A possibilidade de aperfeiçoamento e estudo foi um fator determinante para a escolha de Vitor Hugo, hoje com 24 anos, pela clarineta. Apaixonado desde criança pelo piano, Victor até tentou optar por este instrumento mas a dificuldade de treinar e estudar – já que não tinha um em casa – o fez considerar outra alternativa.

‘Como para você se aperfeiçoar precisa ter contato com o instrumento todos os dias, fiz uma escolha mais consciente pela clarineta. Sempre achei o som muito bonito e ela é versátil, carrego para todos os lugares e posso tocar desde música clássica até jazz’’, conta Victor Hugo, que estuda Música na UFRJ e pretende continuar os estudos fora do Brasil.

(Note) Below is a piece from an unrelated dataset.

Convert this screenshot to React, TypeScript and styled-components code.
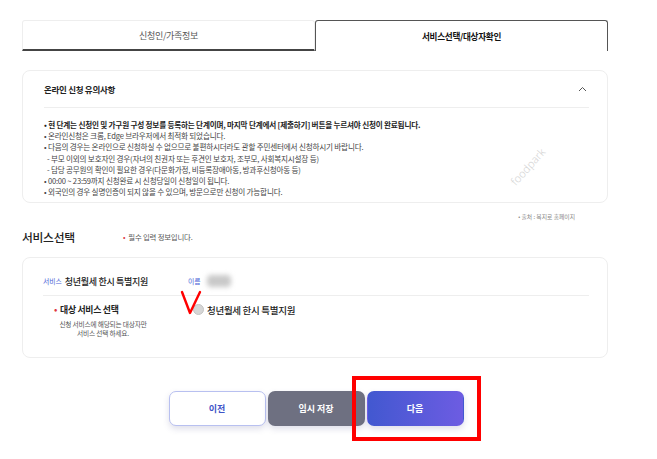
import React from "react";
import styled, { createGlobalStyle } from "styled-components";

const Global = createGlobalStyle`
  html, body { margin: 0; padding: 0; background: #fff; }
  body { font-family: "Noto Sans CJK KR", "Noto Sans", sans-serif; color: #222; }
  * { box-sizing: border-box; }
`;

const Page = styled.div`
  width: 657px;
  height: 459px;
  padding: 20px 49px 0 22px;
  position: relative;
  overflow: hidden;
`;

const Tabs = styled.div`
  display: flex;
  height: 31px;
`;

const Tab = styled.div<{ $active?: boolean }>`
  flex: 1;
  display: flex;
  align-items: center;
  justify-content: center;
  font-size: ${(p) => (p.$active ? "8.6px" : "9px")};
  letter-spacing: -0.3px;
  color: ${(p) => (p.$active ? "#111" : "#555")};
  font-weight: ${(p) => (p.$active ? 700 : 400)};
  border: 1px solid ${(p) => (p.$active ? "#555" : "#eee")};
  border-bottom: ${(p) => (p.$active ? "none" : "2px solid #444")};
  border-radius: 3px 3px 0 0;
  padding-top: ${(p) => (p.$active ? "0" : "1px")};
`;

const Card = styled.div`
  border: 1px solid #eeeeee;
  border-radius: 8px;
  background: #fff;
  position: relative;
`;

const NoticeCard = styled(Card)`
  margin-top: 19px;
  height: 133px;
  padding: 0 18px 0 21px;
`;

const NoticeHead = styled.div`
  height: 37px;
  display: flex;
  align-items: center;
  justify-content: space-between;
  border-bottom: 1px solid #eeeeee;
  font-size: 8.5px;
  font-weight: 700;
  color: #222;
  letter-spacing: -0.3px;
`;

const Chevron = styled.svg`
  width: 9px;
  height: 6px;
  margin-right: 2px;
`;

const NoticeList = styled.ul`
  list-style: none;
  margin: 0;
  padding: 11px 0 0 0;
  font-size: 7.6px;
  line-height: 11.2px;
  color: #444;
  letter-spacing: -0.2px;
`;

const Item = styled.li<{ $sub?: boolean; $strong?: boolean }>`
  white-space: nowrap;
  padding-left: ${(p) => (p.$sub ? "3px" : "0")};
  font-weight: ${(p) => (p.$strong ? 700 : 400)};
  color: ${(p) => (p.$strong ? "#222" : "#444")};
`;

const Watermark = styled.div`
  position: absolute;
  left: 482px;
  top: 88px;
  transform: rotate(-48deg);
  font-size: 11px;
  font-weight: 300;
  color: #d4d4d4;
  font-family: "Noto Sans", sans-serif;
`;

const Source = styled.div`
  display: flex;
  justify-content: flex-end;
  padding-right: 33px;
  margin-top: 10px;
  height: 8px;
  font-size: 5.8px;
  line-height: 8px;
  color: #888;
`;

const SectionHead = styled.div`
  display: flex;
  align-items: center;
  margin-top: 3px;
  height: 24px;
`;

const SectionTitle = styled.div`
  font-size: 11.8px;
  font-weight: 500;
  color: #222;
  width: 101px;
  letter-spacing: -0.3px;
`;

const Required = styled.div`
  font-size: 7.4px;
  color: #555;
  letter-spacing: -0.2px;
`;

const RedDot = styled.span`
  color: #e0383e;
  margin-right: 3px;
`;

const ServiceCard = styled(Card)`
  margin-top: 9px;
  height: 101px;
  padding: 0 18px 0 20px;
`;

const ServiceRow = styled.div`
  height: 38px;
  display: flex;
  align-items: center;
  padding-top: 9px;
  border-bottom: 1px solid #eeeeee;
`;

const InfoLabel = styled.span`
  font-size: 6.8px;
  color: #4a5fd6;
  margin-right: 3px;
`;

const InfoValue = styled.span`
  font-size: 9px;
  font-weight: 500;
  color: #222;
  letter-spacing: -0.3px;
`;

const ServiceCol = styled.div`
  width: 145px;
  display: flex;
  align-items: center;
`;

const NameCol = styled.div`
  display: flex;
  align-items: center;
`;

const Blurred = styled.div`
  width: 24px;
  height: 12px;
  margin-left: 3px;
  background: #c9c9c9;
  border-radius: 4px;
  filter: blur(2.5px);
`;

const SelectRow = styled.div`
  display: flex;
  padding-top: 7px;
`;

const SelectLabel = styled.div`
  width: 150px;
  display: flex;
  flex-direction: column;
`;

const SelectTitle = styled.div`
  margin-left: 11px;
  font-size: 8.9px;
  font-weight: 700;
  color: #222;
  letter-spacing: -0.3px;
  line-height: 13px;
`;

const SelectDesc = styled.div`
  width: 120px;
  margin-top: 4px;
  font-size: 6.7px;
  line-height: 8.8px;
  color: #555;
  text-align: center;
  letter-spacing: -0.2px;
`;

const RadioOption = styled.label`
  display: flex;
  align-items: center;
  height: 13px;
  font-size: 9.5px;
  font-weight: 500;
  color: #222;
  letter-spacing: -0.3px;
`;

const Radio = styled.span`
  width: 11px;
  height: 11px;
  border-radius: 50%;
  background: #d6d6d6;
  border: 1px solid #c4c4c4;
  margin-right: 3px;
`;

const Buttons = styled.div`
  display: flex;
  justify-content: center;
  gap: 2px;
  margin-top: 33px;
  padding-left: 2px;
`;

const Btn = styled.button<{ $kind: "prev" | "save" | "next" }>`
  width: 97px;
  height: 35px;
  border-radius: 7px;
  font-family: inherit;
  font-size: 9px;
  font-weight: 700;
  cursor: pointer;
  box-shadow: 0 3px 6px rgba(80, 80, 140, 0.18);
  border: 1px solid
    ${(p) => (p.$kind === "prev" ? "#b8c0f0" : "transparent")};
  color: ${(p) => (p.$kind === "prev" ? "#3f54c8" : "#fff")};
  background: ${(p) =>
    p.$kind === "prev"
      ? "#fff"
      : p.$kind === "save"
      ? "#6e7081"
      : "linear-gradient(90deg, #4258d0 0%, #6d5ce2 100%)"};
`;

const Highlight = styled.div`
  position: absolute;
  left: 352px;
  top: 376px;
  width: 129px;
  height: 65px;
  border: 4px solid #ff0000;
`;

const CheckMark = styled.svg`
  position: absolute;
  left: 180px;
  top: 290px;
  width: 22px;
  height: 26px;
`;

export default function App() {
  return (
    <>
      <Global />
      <Page>
        <Tabs>
          <Tab>신청인/가족정보</Tab>
          <Tab $active>서비스선택/대상자확인</Tab>
        </Tabs>

        <NoticeCard>
          <NoticeHead>
            <span>온라인 신청 유의사항</span>
            <Chevron viewBox="0 0 9 6">
              <path d="M1 5 L4.5 1.5 L8 5" fill="none" stroke="#555" strokeWidth="1" />
            </Chevron>
          </NoticeHead>
          <NoticeList>
            <Item $strong>• 현 단계는 신청인 및 가구원 구성 정보를 등록하는 단계이며, 마지막 단계에서 [제출하기] 버튼을 누르셔야 신청이 완료됩니다.</Item>
            <Item>• 온라인신청은 크롬, Edge 브라우저에서 최적화 되었습니다.</Item>
            <Item>• 다음의 경우는 온라인으로 신청하실 수 없으므로 불편하시더라도 관할 주민센터에서 신청하시기 바랍니다.</Item>
            <Item $sub>- 부모 이외의 보호자인 경우(자녀의 친권자 또는 후견인 보호자, 조부모, 사회복지시설장 등)</Item>
            <Item $sub>- 담당 공무원의 확인이 필요한 경우(다문화가정, 비등록장애아동, 방과후신청아동 등)</Item>
            <Item>• 00:00 ~ 23:59까지 신청완료 시 신청당일이 신청일이 됩니다.</Item>
            <Item>• 외국인의 경우 실명인증이 되지 않을 수 있으며, 방문으로만 신청이 가능합니다.</Item>
          </NoticeList>
          <Watermark>foodpark</Watermark>
        </NoticeCard>

        <Source>• 출처 : 복지로 홈페이지</Source>

        <SectionHead>
          <SectionTitle>서비스선택</SectionTitle>
          <Required>
            <RedDot>•</RedDot>필수 입력 정보입니다.
          </Required>
        </SectionHead>

        <ServiceCard>
          <ServiceRow>
            <ServiceCol>
              <InfoLabel>서비스</InfoLabel>
              <InfoValue>청년월세 한시 특별지원</InfoValue>
            </ServiceCol>
            <NameCol>
              <InfoLabel>이름</InfoLabel>
              <Blurred />
            </NameCol>
          </ServiceRow>
          <SelectRow>
            <SelectLabel>
              <SelectTitle>
                <RedDot>•</RedDot>대상 서비스 선택
              </SelectTitle>
              <SelectDesc>
                신청 서비스에 해당되는 대상자만
                <br />
                서비스 선택 하세요.
              </SelectDesc>
            </SelectLabel>
            <RadioOption>
              <Radio />
              청년월세 한시 특별지원
            </RadioOption>
          </SelectRow>
        </ServiceCard>

        <Buttons>
          <Btn $kind="prev">이전</Btn>
          <Btn $kind="save">임시 저장</Btn>
          <Btn $kind="next">다음</Btn>
        </Buttons>

        <CheckMark viewBox="0 0 22 26">
          <path d="M2 2 L10 23 L20 2" fill="none" stroke="#ff0000" strokeWidth="2.4" strokeLinecap="round" strokeLinejoin="round" />
        </CheckMark>
        <Highlight />
      </Page>
    </>
  );
}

Mesmo não tendo sido paixão a primeira vista, ele não parece nem um pouco arrependido da escolha. ‘’Não tenho a menor intenção de trocar de instrumento. Minha relação com a clarineta vai ser longa, permanecerei com ela até uns 70, 80 anos’’, diz, bem-humorado.

Como todas as relações, a rotina entre músicos e seus instrumentos nem sempre é fácil e pode incluir até mesmo ciúme. ‘’Não é só uma questão de ser caro, de ser sensível e delicado, mas de ser um diferente do outro. Não dá pra substituir, cada um é um. E além do som, são obras de arte!’’, confessa Andreia Carizzi, que começou a sua relação com o violino aos 11 anos.

E como precisam permanentemente de cuidados, muitos músicos mantem luthiers de confiança, que cuidam, conservam, consertam e constroem seus instrumentos (conheça mais sobre o ofício do luthier em ‘’Artesão do som”, entrevista com Túlio Lima), já que não é todo mundo que pode manuseá-los.

‘’Eu, por exemplo, tenho um violino feito no Brasil, em 1938, por um italiano, Lo Turco. Não é meu instrumento principal, mas ele é lindo e não empresto pra ninguém, é peça de coleção. Dentro dele, na etiqueta está escrito “nº 64 – Especial”. Então já viu…’’, conta Andreia, contando os segredos desta relação pra lá de especial entre o músico e seu instrumento.